If project management as a discipline is not valued, then you aren’t working in a champion team, you are working with a team of champions. This means that you are on your own, and so you get little or no information about what has happened in the past. This makes the project riskier.

In any project, something can go wrong, and that is when support is very useful. The last thing I want to hear from governance is “Keep going, it will be all right!” when I know things are going wrong; that is like your doctor saying “There is really nothing much wrong with you” when you are in pain.

If an organisation has a project office and a governance structure with defined responsibilities, they can be a help too.

Have a life plan and a project plan

General Dwight D Eisenhower apparently once said: “In preparing for battle, I have always found that plans are useless, but planning is indispensable.” What this means to a project manager is that blind commitment to a plan when circumstances change is wrong, but planning ahead is very important.

When we develop a plan for our project, we are making a prediction for the future taking into account what we know at the time. This includes making allowances for any risks that may occur, including assumptions, which are really risks in disguise.

While an estimate may be a very good guess, it is still a guess, and if circumstances or our scope changes then the plan may need to change too.

If we have a plan, we have something to base our changes on. A plan must be much more than a schedule. Plans include things like prerequisites, external dependencies, lessons incorporated, monitoring and control measures, budgets, tolerances and descriptions of any agreed products to be produced. By having these in place, we have an opportunity to act rather than react to what has happened.

Part of planning a project is to include all of the little ‘value add’ things project managers need to do like reports, meetings, re-planning and that thing called managing. If you don’t, then it is going to be done on your time, which will cut into your life plan, and you do want the weekend off, don’t you?

Save what can be saved

Despite all our best plans, sometimes the best of projects get into trouble. There are probably as many reasons for this as there are projects, but what are we going to do about it?

Medical and emergency workers use a system of triage to prioritise injured people. We can use the same principle in projects to make a conscious decision about treatment.

The first thing we need to do is decide how injured the project is. We can use our project documentation to help us do that and one of the most useful tools is our business case, which is a distillation of project justification.

If the project will still achieve the benefits expected, but to lower level, then the project is still viable. This suggests that the project should continue but be monitored to ensure that things don’t get worse.

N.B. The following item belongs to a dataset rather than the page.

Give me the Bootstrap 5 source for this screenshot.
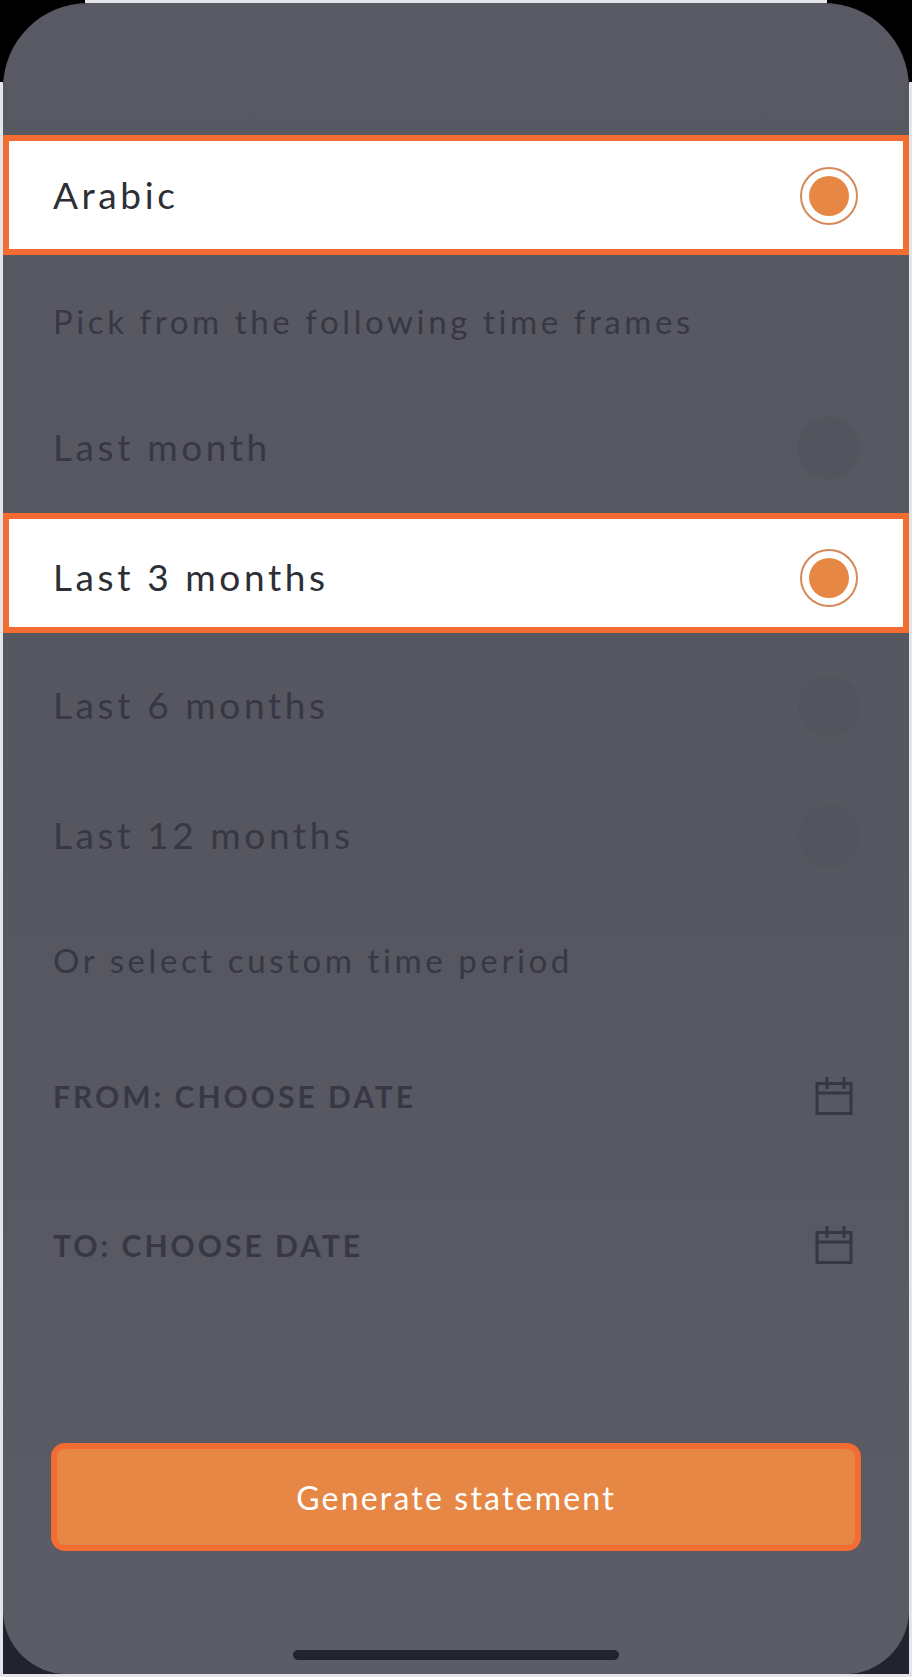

If the business case is not viable, then a decision must be made based on how important the functionality is to the business. This also depends on how far the project is from completion and what level of resourcing is required to complete the work. The business case should be revisited to see if additional benefits could be achieved, and at what cost, or if the scope of the project could be reduced while achieving the maximum level of benefits. Any lessons learnt while looking at project recovery should be documented for future use and the project monitored.

If there is no possibility of rescue, then the project should be closed after alternative ways of achieving the benefits are explored. Our business case should have documented these alternatives—including doing nothing—and these should be revisited.

Remember that closing a project early is not a failure, as the project stopped before resources were wasted.

Author avatar
David Schrapel
David Schrapel is a certified PRINCE2, MSP and P3O trainer with Tanner James. He has worked in Australia and overseas in the telecommunications and IT space at every level including strategy, business analysis, architecture, and project and program management. He has also been extensively involved in the rescue and termination of troubled projects.